**Objective:**
Narrow the data below down to the lines containing "that".

**Collected data:**
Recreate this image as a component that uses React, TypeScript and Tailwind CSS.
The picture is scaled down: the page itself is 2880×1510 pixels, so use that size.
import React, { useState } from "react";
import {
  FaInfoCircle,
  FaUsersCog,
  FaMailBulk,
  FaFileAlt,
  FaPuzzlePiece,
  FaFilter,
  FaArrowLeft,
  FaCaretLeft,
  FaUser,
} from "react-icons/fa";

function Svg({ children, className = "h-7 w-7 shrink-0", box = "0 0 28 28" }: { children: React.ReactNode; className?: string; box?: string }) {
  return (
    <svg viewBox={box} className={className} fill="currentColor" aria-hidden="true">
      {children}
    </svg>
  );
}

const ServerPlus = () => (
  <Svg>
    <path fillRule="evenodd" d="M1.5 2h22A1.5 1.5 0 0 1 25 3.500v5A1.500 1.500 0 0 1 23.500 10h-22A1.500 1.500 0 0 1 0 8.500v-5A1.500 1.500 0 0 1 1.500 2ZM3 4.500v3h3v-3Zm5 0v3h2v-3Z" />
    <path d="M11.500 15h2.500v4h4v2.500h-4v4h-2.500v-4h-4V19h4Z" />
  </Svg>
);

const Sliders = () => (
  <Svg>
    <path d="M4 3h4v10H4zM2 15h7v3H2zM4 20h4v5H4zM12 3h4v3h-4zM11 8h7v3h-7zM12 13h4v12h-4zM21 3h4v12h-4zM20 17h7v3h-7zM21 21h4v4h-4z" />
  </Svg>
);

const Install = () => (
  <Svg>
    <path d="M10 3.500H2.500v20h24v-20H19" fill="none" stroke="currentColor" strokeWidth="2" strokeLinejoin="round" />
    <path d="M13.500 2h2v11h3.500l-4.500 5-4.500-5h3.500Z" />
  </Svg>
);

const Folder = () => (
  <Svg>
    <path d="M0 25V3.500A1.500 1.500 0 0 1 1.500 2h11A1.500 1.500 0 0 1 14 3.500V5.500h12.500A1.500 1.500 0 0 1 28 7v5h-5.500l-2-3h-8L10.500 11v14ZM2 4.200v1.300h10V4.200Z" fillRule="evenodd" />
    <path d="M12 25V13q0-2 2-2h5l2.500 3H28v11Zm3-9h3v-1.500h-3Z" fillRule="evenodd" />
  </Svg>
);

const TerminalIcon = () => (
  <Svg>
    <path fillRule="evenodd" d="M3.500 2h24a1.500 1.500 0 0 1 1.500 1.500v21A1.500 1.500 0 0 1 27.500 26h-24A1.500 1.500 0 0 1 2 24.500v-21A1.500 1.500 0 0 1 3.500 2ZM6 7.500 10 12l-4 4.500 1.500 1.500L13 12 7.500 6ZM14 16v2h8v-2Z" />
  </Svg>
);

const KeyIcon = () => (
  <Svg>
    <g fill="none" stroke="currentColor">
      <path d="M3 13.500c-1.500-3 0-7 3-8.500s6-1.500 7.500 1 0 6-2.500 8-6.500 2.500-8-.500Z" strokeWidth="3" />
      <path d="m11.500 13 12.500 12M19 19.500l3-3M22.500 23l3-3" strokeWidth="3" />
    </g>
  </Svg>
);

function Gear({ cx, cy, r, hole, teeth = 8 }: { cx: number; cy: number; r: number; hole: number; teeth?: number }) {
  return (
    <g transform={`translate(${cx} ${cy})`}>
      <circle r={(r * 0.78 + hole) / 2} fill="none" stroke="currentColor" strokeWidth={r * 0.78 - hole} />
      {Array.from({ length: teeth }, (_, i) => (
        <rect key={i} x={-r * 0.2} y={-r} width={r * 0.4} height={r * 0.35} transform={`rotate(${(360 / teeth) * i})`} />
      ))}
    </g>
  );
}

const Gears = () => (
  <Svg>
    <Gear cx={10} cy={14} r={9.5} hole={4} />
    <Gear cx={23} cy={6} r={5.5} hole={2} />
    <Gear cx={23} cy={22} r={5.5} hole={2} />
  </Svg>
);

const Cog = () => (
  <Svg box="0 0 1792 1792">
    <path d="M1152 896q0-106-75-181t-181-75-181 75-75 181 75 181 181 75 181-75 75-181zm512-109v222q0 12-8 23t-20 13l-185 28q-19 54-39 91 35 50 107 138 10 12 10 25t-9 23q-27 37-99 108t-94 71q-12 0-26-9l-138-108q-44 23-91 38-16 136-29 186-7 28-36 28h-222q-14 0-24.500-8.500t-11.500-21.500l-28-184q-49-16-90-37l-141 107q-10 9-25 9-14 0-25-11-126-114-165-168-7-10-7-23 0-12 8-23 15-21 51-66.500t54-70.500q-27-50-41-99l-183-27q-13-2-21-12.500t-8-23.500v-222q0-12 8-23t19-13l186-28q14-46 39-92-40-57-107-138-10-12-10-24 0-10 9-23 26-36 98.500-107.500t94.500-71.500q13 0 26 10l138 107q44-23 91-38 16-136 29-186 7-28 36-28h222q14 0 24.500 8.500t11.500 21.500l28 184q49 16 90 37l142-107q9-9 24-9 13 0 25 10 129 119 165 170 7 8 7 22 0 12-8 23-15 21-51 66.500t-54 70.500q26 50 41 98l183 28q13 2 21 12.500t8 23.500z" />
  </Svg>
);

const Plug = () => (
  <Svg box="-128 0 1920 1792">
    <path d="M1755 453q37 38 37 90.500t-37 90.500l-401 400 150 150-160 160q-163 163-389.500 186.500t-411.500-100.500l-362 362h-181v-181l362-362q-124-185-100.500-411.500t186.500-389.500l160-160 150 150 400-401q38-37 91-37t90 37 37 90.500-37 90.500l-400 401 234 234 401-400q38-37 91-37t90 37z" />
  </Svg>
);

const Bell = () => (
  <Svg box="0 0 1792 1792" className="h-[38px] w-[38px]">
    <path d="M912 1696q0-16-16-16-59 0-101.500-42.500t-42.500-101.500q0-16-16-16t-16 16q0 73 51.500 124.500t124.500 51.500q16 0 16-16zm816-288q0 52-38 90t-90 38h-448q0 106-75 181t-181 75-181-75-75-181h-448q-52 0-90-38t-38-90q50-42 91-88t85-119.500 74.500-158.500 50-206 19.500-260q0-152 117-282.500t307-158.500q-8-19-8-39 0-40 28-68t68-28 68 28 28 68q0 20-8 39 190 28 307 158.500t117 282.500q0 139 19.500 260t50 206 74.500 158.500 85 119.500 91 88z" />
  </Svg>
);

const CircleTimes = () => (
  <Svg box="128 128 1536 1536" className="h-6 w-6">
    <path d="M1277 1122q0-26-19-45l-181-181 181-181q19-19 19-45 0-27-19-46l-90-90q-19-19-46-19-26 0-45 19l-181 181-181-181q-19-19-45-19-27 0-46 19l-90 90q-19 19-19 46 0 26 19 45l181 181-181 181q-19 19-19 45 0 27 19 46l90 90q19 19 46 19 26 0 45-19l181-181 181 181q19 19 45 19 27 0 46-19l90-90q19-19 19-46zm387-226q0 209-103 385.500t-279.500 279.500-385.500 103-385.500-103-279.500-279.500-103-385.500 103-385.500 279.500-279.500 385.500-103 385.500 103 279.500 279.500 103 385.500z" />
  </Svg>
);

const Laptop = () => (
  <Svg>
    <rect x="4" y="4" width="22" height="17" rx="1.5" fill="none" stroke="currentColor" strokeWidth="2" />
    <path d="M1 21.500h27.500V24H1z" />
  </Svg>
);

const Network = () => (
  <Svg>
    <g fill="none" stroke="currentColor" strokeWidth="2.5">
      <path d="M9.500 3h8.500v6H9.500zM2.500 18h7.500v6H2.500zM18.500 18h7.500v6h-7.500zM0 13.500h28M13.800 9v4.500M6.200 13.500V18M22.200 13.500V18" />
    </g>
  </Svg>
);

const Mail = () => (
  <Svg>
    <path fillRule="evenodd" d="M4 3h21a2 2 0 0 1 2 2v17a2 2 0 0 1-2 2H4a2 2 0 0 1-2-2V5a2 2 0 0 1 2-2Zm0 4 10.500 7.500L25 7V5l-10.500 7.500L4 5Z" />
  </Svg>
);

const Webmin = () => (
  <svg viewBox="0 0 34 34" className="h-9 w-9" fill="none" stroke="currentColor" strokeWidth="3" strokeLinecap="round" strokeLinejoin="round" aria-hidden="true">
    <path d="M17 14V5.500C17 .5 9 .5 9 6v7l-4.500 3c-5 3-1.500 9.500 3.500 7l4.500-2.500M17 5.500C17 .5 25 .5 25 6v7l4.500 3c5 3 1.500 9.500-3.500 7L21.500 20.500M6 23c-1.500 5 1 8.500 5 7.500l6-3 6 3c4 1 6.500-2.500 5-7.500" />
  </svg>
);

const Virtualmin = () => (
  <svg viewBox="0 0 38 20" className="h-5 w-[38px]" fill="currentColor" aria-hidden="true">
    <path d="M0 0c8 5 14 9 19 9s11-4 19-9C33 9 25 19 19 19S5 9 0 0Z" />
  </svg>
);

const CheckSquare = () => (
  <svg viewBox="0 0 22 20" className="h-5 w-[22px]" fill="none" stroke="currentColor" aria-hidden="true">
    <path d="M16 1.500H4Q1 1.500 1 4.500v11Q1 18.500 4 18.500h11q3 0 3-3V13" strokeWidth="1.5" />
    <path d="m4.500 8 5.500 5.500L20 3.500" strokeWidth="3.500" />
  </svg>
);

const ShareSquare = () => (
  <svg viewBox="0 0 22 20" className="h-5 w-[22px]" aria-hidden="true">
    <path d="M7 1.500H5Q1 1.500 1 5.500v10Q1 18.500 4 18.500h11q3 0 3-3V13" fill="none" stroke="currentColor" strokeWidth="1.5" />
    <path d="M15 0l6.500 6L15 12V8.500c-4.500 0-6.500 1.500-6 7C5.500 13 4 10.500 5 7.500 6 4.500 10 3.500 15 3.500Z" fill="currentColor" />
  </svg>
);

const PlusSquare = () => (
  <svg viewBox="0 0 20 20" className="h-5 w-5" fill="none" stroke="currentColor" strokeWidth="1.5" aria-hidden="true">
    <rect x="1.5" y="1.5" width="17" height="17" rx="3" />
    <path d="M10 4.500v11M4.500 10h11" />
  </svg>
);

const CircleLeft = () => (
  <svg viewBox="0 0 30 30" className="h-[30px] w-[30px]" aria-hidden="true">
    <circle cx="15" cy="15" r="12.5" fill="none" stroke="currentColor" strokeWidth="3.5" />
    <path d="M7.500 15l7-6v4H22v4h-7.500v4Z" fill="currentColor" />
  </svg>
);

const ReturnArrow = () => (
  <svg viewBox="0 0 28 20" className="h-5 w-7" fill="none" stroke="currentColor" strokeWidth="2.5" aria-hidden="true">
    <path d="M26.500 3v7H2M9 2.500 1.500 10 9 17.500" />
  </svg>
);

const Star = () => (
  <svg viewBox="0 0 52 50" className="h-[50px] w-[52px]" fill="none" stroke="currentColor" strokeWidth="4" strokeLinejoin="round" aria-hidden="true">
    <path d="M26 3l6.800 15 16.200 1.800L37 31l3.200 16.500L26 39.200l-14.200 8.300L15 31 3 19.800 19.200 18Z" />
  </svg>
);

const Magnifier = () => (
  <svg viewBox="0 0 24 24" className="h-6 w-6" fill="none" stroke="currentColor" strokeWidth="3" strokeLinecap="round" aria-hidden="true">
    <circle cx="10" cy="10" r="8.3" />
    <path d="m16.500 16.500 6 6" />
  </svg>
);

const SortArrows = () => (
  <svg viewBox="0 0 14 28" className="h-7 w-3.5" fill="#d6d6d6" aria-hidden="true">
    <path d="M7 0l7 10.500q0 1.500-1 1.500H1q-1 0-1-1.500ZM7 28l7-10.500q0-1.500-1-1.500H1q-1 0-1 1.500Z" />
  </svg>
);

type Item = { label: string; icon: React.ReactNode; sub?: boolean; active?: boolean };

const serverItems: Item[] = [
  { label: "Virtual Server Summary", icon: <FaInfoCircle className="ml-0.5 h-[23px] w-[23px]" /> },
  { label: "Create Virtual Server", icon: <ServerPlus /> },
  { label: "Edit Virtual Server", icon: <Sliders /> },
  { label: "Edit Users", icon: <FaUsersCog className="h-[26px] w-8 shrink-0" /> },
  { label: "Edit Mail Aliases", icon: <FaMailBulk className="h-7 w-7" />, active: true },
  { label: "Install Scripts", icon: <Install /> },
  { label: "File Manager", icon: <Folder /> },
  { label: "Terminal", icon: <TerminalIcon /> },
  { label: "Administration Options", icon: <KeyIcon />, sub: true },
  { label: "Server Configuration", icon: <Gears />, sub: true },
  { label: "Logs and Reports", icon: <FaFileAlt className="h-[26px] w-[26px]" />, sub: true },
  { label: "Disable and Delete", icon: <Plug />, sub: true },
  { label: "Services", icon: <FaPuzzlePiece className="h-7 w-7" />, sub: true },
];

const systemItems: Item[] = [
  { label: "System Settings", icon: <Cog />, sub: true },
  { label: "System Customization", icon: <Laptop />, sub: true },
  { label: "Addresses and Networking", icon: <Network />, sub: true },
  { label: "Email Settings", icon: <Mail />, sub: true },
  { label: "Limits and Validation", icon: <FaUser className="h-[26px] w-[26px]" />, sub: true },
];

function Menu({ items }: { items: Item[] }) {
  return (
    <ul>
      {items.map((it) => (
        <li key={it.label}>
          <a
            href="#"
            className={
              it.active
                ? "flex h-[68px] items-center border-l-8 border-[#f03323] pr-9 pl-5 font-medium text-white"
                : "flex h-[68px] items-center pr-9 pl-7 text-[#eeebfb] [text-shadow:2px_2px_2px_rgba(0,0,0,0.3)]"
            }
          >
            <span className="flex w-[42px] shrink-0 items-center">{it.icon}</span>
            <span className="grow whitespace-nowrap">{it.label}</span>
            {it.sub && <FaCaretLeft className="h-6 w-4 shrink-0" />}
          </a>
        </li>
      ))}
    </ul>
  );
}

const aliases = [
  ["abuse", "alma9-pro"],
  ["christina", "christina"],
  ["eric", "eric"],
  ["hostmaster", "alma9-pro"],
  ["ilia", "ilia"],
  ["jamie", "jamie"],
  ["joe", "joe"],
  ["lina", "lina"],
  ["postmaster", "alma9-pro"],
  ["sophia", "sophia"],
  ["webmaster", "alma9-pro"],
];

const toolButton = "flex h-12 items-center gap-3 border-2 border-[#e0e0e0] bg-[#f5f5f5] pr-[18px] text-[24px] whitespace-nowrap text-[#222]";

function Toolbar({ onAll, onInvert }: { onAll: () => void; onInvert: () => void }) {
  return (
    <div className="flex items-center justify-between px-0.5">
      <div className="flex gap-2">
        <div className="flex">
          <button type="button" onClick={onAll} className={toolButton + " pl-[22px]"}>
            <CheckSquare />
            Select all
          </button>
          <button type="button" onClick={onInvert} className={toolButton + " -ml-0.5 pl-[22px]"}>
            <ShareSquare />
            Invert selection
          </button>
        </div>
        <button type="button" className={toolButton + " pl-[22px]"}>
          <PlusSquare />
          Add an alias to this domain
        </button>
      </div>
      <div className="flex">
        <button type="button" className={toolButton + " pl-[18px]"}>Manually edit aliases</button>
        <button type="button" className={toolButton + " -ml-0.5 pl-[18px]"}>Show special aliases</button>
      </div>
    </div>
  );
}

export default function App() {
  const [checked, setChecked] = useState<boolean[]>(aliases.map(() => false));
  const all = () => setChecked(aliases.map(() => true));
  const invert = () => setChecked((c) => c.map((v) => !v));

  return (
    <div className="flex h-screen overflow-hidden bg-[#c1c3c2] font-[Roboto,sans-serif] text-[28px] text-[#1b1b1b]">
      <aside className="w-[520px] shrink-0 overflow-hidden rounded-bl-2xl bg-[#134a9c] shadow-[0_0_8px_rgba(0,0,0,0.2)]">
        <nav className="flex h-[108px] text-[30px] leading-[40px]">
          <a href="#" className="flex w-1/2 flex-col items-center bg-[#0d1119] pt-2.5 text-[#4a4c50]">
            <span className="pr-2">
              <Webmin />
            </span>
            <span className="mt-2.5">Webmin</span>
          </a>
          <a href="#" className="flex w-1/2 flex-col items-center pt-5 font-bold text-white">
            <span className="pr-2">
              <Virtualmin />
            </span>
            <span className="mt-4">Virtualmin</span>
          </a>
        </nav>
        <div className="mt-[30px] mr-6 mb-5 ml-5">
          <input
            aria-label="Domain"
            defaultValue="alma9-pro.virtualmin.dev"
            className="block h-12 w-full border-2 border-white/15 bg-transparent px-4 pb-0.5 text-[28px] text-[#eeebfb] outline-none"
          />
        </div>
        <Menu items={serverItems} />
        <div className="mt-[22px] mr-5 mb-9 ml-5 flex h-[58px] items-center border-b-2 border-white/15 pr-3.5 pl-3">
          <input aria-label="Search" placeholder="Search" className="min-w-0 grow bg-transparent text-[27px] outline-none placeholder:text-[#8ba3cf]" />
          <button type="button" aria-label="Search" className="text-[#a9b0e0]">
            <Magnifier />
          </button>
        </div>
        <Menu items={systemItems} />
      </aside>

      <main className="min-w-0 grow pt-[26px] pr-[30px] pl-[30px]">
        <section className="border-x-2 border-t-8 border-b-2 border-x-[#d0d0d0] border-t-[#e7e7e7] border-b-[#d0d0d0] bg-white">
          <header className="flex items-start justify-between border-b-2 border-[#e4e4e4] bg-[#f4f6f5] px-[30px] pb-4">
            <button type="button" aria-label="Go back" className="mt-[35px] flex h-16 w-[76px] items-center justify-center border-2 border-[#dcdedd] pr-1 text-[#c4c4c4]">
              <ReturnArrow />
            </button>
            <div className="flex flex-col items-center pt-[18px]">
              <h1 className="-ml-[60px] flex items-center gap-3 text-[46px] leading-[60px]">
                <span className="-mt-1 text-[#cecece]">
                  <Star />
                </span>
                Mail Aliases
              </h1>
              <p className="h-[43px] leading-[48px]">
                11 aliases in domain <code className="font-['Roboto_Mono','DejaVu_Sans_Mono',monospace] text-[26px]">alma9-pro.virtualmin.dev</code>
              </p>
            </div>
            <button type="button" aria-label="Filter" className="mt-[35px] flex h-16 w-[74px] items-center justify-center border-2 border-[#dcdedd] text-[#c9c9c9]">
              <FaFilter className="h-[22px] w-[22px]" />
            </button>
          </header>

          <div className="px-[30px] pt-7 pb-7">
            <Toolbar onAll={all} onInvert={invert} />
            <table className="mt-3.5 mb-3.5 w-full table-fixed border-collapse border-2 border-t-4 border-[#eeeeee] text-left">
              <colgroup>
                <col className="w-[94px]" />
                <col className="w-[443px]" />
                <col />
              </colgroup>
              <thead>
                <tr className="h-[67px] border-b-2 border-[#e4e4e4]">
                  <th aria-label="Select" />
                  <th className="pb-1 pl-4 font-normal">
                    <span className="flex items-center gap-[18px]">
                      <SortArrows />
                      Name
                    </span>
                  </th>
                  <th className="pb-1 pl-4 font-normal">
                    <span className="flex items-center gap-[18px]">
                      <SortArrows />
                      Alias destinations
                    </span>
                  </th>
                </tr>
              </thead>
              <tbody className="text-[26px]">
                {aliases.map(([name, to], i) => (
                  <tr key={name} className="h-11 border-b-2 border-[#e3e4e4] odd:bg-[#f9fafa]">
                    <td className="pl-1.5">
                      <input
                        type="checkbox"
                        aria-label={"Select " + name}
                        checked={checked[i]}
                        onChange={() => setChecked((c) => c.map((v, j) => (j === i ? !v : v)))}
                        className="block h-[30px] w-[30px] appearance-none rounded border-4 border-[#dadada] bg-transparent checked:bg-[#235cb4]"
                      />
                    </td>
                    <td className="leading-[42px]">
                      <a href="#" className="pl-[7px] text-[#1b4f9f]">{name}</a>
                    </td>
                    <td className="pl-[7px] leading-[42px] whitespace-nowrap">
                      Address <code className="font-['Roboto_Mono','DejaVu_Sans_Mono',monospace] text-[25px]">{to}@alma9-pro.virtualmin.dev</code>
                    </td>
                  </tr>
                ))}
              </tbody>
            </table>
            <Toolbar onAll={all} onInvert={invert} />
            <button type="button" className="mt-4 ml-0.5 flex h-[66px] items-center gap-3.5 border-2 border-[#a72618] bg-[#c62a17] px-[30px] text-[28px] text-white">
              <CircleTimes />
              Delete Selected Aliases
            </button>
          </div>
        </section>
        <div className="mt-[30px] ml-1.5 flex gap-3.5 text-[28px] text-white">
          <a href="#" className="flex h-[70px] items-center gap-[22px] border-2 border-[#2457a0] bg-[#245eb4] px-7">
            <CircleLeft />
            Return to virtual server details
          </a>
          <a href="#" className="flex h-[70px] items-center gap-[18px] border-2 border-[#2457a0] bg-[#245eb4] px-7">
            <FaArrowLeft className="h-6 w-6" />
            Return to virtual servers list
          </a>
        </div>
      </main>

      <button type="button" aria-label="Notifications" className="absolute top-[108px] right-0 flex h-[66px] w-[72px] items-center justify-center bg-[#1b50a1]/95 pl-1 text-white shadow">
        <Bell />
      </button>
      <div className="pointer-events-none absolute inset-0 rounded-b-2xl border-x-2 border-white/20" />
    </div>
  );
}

**Finished answer:**
Recreate this image as a component that uses React, TypeScript and Tailwind CSS.
The picture is scaled down: the page itself is 2880×1510 pixels, so use that size.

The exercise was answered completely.